--- SOURCE MATERIAL ---
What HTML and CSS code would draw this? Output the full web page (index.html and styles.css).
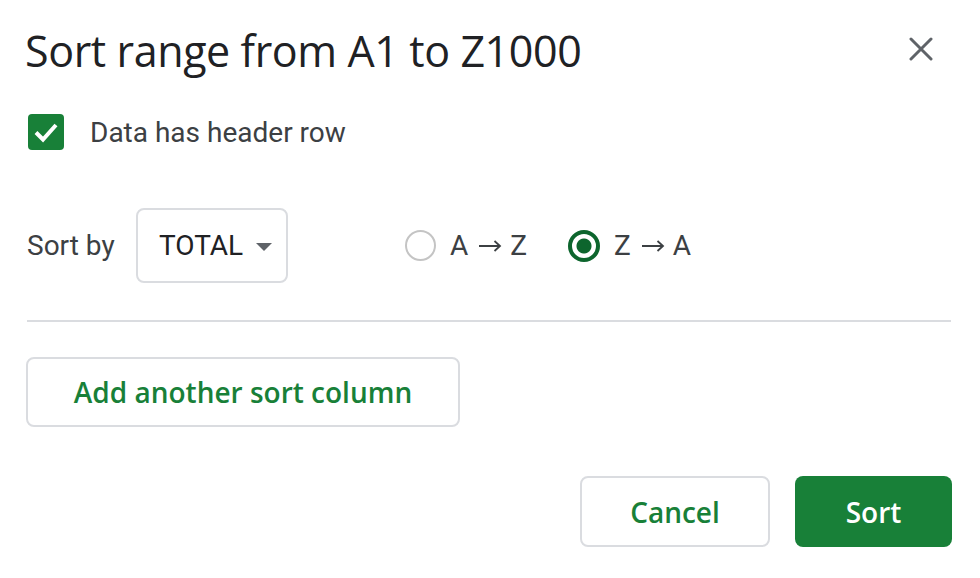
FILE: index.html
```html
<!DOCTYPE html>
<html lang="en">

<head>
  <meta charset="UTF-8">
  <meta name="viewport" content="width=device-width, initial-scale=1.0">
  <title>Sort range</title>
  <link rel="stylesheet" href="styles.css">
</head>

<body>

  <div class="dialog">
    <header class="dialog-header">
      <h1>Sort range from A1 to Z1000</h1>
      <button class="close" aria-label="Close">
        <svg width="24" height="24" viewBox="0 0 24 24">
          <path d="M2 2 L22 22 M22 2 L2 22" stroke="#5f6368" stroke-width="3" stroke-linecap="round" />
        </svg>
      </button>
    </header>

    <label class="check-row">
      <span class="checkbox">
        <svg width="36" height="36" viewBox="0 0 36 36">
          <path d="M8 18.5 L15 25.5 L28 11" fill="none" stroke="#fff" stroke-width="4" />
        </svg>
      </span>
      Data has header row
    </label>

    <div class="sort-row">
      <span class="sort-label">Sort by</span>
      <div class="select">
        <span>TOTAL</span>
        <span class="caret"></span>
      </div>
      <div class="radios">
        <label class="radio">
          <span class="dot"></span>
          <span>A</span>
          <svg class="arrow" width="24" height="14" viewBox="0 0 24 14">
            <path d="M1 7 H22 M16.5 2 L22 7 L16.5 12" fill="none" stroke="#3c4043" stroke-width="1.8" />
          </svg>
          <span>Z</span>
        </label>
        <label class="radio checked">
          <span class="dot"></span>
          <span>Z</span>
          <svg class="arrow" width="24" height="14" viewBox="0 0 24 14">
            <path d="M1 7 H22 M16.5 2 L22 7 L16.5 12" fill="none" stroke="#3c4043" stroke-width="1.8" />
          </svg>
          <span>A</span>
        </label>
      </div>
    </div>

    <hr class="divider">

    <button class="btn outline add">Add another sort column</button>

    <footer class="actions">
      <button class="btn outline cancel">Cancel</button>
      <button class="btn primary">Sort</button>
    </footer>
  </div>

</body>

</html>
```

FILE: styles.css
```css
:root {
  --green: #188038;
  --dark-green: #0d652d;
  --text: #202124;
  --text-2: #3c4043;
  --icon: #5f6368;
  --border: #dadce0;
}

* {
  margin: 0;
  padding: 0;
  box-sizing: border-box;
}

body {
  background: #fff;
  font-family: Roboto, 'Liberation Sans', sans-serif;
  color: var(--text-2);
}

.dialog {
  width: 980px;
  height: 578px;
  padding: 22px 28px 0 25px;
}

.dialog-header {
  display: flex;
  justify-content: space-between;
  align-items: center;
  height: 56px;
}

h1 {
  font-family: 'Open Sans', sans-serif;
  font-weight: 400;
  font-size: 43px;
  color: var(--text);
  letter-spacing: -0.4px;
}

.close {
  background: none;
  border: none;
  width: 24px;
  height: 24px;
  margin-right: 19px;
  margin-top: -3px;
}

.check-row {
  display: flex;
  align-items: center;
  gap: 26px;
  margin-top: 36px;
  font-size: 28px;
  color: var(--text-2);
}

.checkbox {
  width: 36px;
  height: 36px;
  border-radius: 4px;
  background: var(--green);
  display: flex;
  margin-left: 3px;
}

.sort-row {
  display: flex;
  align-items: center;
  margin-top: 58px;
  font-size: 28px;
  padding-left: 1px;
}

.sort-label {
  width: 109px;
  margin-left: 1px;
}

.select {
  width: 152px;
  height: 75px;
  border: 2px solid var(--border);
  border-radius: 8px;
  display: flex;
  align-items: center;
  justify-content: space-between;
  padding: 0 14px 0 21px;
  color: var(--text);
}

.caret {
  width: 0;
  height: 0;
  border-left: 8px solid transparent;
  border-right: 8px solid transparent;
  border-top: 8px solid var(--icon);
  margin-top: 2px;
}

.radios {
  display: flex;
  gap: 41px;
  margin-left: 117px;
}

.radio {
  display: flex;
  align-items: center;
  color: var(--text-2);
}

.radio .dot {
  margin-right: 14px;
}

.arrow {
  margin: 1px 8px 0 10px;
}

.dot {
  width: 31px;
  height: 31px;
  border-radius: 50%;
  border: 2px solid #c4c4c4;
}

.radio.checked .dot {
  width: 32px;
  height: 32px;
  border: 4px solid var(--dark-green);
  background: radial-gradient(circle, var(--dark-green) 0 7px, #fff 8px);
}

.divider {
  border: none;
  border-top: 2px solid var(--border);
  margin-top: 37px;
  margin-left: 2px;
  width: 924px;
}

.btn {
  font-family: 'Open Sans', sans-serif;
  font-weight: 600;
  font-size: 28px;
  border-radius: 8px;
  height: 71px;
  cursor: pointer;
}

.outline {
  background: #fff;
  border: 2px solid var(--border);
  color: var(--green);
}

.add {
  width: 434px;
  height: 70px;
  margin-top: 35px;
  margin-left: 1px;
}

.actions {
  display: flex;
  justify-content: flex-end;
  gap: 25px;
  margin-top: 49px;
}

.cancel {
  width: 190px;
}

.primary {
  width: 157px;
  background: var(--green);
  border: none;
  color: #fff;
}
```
---
--- EXERCISE ---
Search the data above for the string "index" and return every line that has it.

--- SOLVED PROBLEM ---
What HTML and CSS code would draw this? Output the full web page (index.html and styles.css).
FILE: index.html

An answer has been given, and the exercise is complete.